I buried the man the next day. But that night back in my room at the College of The Bible I had the radio on and heard the well known folk group of the time, Simon and Garfunkel, singing a song which stood out in stark reality. It could have been written about the old violin man.

“He was a most peculiar man
That’s what Mrs. Reardon said
And she should know,
She lived upstairs from him.
She said he was a most peculiar man
He was a most peculiar man.
He lived all alone within a house,
Within a room, within himself.
A most peculiar man.

He had no friends, he seldom spoke,
And no one in turn ever spoke to him,
‘Cos he wasn’t friendly and he didn’t care,
And he wasn’t like them,
Oh no, he was a most peculiar man.
He died last Saturday.
He turned on the gas and he went sleep
With the windows closed
So that he would never wake up
To a silent world and his tiny room.
And Mrs.

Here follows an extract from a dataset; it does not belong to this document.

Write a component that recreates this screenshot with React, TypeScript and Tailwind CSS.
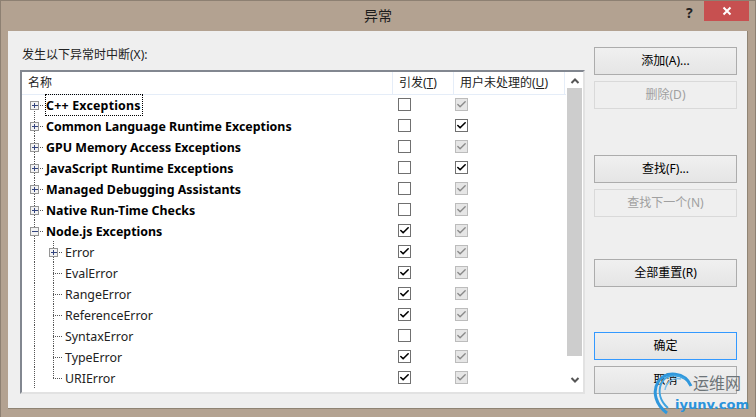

Reardon said,
‘He has a brother somewhere
Who should be notified soon.’
And all the people said,
‘What a shame that he is dead,
But wasn’t he a most peculiar man!’”

I often wondered about those lonely people in the high rises when I first worked as a student minister in the inner slums and I finished an afternoon’s visiting, and walked out into the heavy air with the blowing from abattoirs, started my motor bike and headed towards the College of The Bible to train as a young minister thinking of my meeting with some of God’s children in the slums of Newmarket.